Saturday, May 12, 2018

Massive Change Looms for Kindred


Strange Tony,

Kindred Healthcare's sellout to Humana and two financial rapscallions looked traumatic enough for dedicated employees.  The deal involved splitting Kindred, a company cobbled together in early 2015.  It also drove a knife through Kindred's strategic vision of a one-stop shop for post acute healthcare services.

Executives and conflicted Board members defended the deal.with:

The structure was developed based on extensive work with investment bankers and other advisors who have experience with similarly complex transactions.  It was determined that a structure with two companies owned by a group of investment partners would yield the most optimal result for our employees executives, our patients and our stockholders..

Investment bankers, other advisors and our new owners charge fees for advising and executing the deal.  Kindred executives could release the total amount of these fees, which will dwarf the paltry $4.4 million the company paid for employee retirement benefits in 2017.  This "optimal result for employees" includes no changes to base salaries or pay rates after the transaction close.

The first challenge is trashing Kindred's strategic vision..


The next challenge arises from purchase of Curo Health Services, the second complex deal announced by Humana and its financial rapscallion partners.  Our new owners like Curo's "highly capable management team and a tech-enabled, centralized model for hospice care."



The double merged company "will leverage data and analytics to measure and advance evidence-based clinical outcomes for patients and seamlessly coordinate the transition from home care, to in-home palliative care, and thoughtfully into hospice."

Curo does not have home health.  Its systems are hospice only.  Curo employees suffered under financial rapscallion owners GTCR and Thomas Lee Partners.  Curo's systems measure financial performance in order to give their private owners the cash they desire. 

Our consortium ownership wants Kindred at Home to grow EBITDA, which is the basis for Humana to buy out its partners in future years.  Our owners may pull out chunks of company cash along the way.  It's what financial rapscallions do. 

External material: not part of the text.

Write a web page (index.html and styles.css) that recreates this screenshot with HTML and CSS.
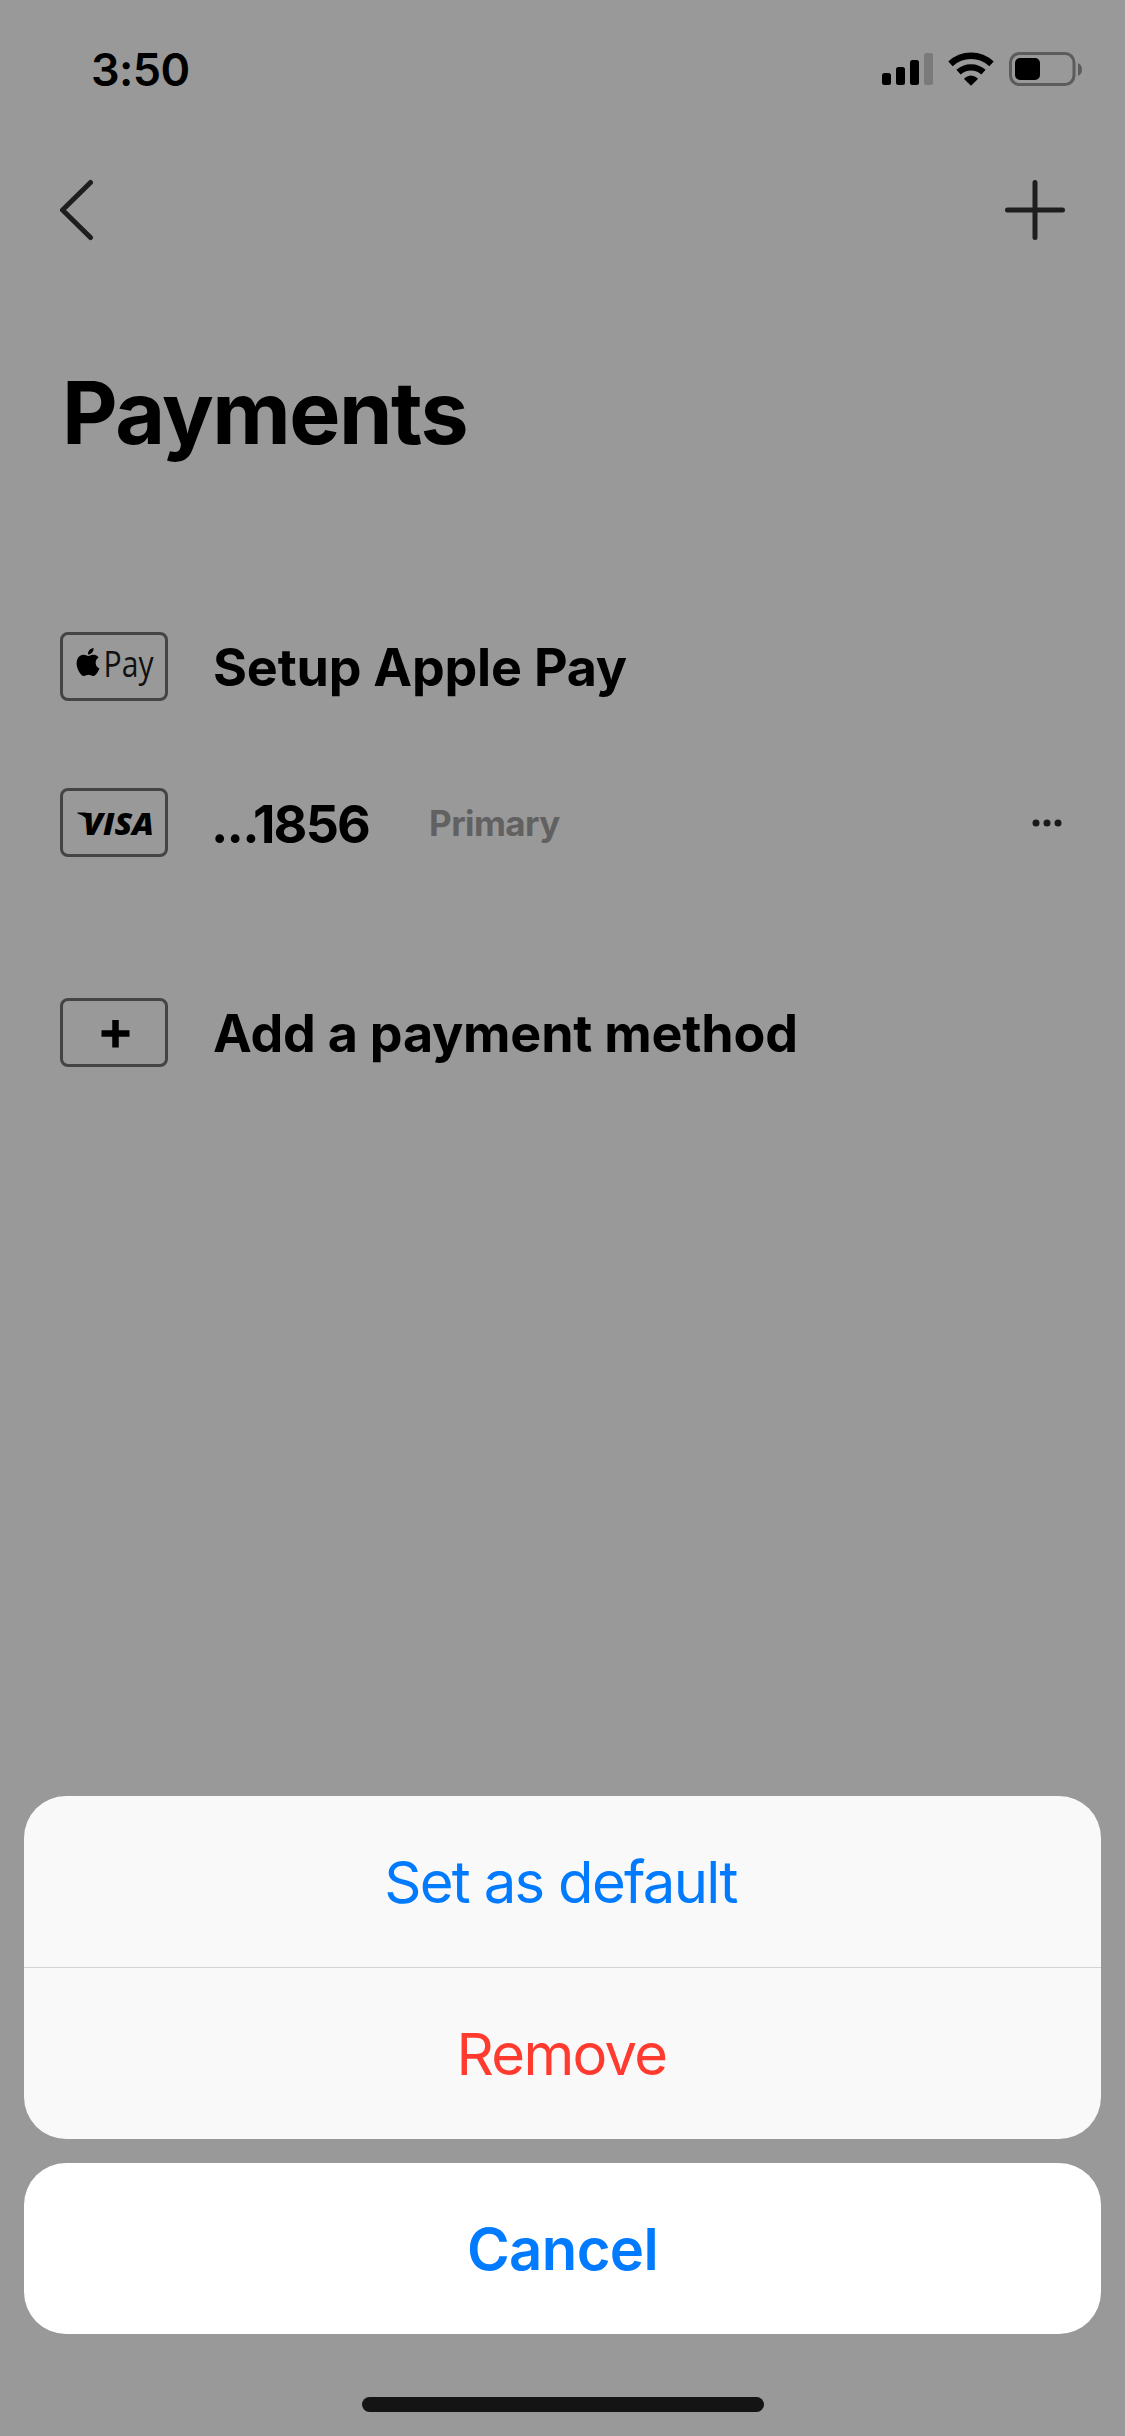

Curo has more hospice locations, 245 vs 178 for Kindred.  There will be huge overlap in some markets and new owners normally salivate over slashing redundant expenses while keeping all the revenue.  Flashback to Gentiva's buyout of Harden Healthcare in 2014:

Harden-related synergies are expected to be approximately $28 million by 2015. This includes approximately $16 million from the elimination of overlapping corporate costs, and the remainder from the consolidation of regional area and branch organizations, as well as other cost-savings initiatives

Gentiva butchered the integration with Harden Healthcare's hospice sites.  Hospices aren't puzzles that can be casually disassembled, combined and reassembled.  When service suffers patients and referral sources notice. If service gets bad enough they switch their preferred hospice.  Employees can do likewise.

Curo's hospices are less than half the size of Kindred's on an average revenue basis.  For the year ended 9-30-17 Curo averaged $2 million in revenue per hospice vs. Kindred's $4.1 million. 

Merging Kindred at Home's 178 hospices into Curo is a huge challenge, especially as it's hot on the heels of the Kindred split.  Curo encompasses eight hospice brands, while Kindred at Home still has a smattering of various home health and hospice brands.




Over time Humana will want brand harmony.  What's a potential solution to Curo/Kindred's brand proliferation?




Con may be appropriate for our new ownership group.  How much Viva will they bring employees?

Anonymous (soon to be Curo'ed)

1 comment:

  1. It has been seven months since the deal closed. Curo is a horrible hospice operator. There is nothing thoughtful about them. Humana forced Homecare Homebase onto our hospice and it is clear neither Curo or HCHB know what they are doing. So far Homecare Homebase is a poor hospice EMR and even poorer payroll system. We've had seven months of chaos. Employees have been conned.